WRITTEN TASK
Please report every line from the material that contains the word "styles".

RECORDED INFORMATION
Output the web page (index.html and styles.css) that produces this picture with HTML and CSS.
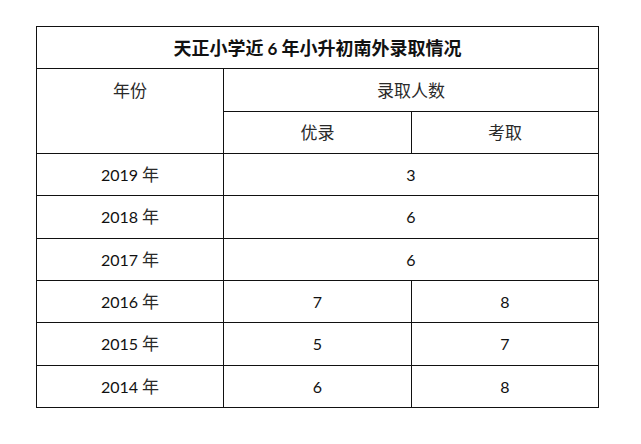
FILE: index.html
```html
<!DOCTYPE html>
<html lang="zh-CN">
<head>
<meta charset="utf-8">
<link rel="stylesheet" href="styles.css">
</head>
<body>
<table class="admit">
  <colgroup>
    <col class="c-year">
    <col class="c-a">
    <col class="c-b">
  </colgroup>
  <tr class="title-row">
    <th colspan="3" class="title">天正小学近<span class="num-b"> 6 </span>年小升初南外录取情况</th>
  </tr>
  <tr>
    <td rowspan="2" class="top">年份</td>
    <td colspan="2">录取人数</td>
  </tr>
  <tr>
    <td>优录</td>
    <td>考取</td>
  </tr>
  <tr><td><span class="num">2019</span> 年</td><td colspan="2"><span class="num">3</span></td></tr>
  <tr><td><span class="num">2018</span> 年</td><td colspan="2"><span class="num">6</span></td></tr>
  <tr><td><span class="num">2017</span> 年</td><td colspan="2"><span class="num">6</span></td></tr>
  <tr><td><span class="num">2016</span> 年</td><td><span class="num">7</span></td><td><span class="num">8</span></td></tr>
  <tr><td><span class="num">2015</span> 年</td><td><span class="num">5</span></td><td><span class="num">7</span></td></tr>
  <tr><td><span class="num">2014</span> 年</td><td><span class="num">6</span></td><td><span class="num">8</span></td></tr>
</table>
</body>
</html>
```
FILE: styles.css
```css
html, body {
  margin: 0;
  padding: 0;
  background: #ffffff;
}

body {
  padding: 26px 0 0 36px;
  font-family: "Noto Sans CJK SC", sans-serif;
  color: #2a2a2a;
}

.admit {
  border-collapse: collapse;
  table-layout: fixed;
  width: 563px;
  height: 382px;
}

.c-year { width: 187px; }
.c-a { width: 188px; }
.c-b { width: 187px; }

.admit th,
.admit td {
  border: 1px solid #111111;
  text-align: center;
  vertical-align: middle;
  padding: 0;
  height: 41px;
  font-size: 17px;
  font-weight: 400;
  line-height: 20px;
}

.admit .title {
  font-size: 18px;
  font-weight: 700;
  color: #111111;
}

.admit .top {
  vertical-align: top;
  padding-top: 11px;
}

.num {
  font-family: "Lato", "Liberation Sans", sans-serif;
  font-size: 16px;
  color: #111111;
}

.num-b {
  font-family: "Lato", "Liberation Sans", sans-serif;
  font-weight: 700;
  font-size: 17px;
}
```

ANSWER TO THE EXERCISE
Output the web page (index.html and styles.css) that produces this picture with HTML and CSS.
<link rel="stylesheet" href="styles.css">
FILE: styles.css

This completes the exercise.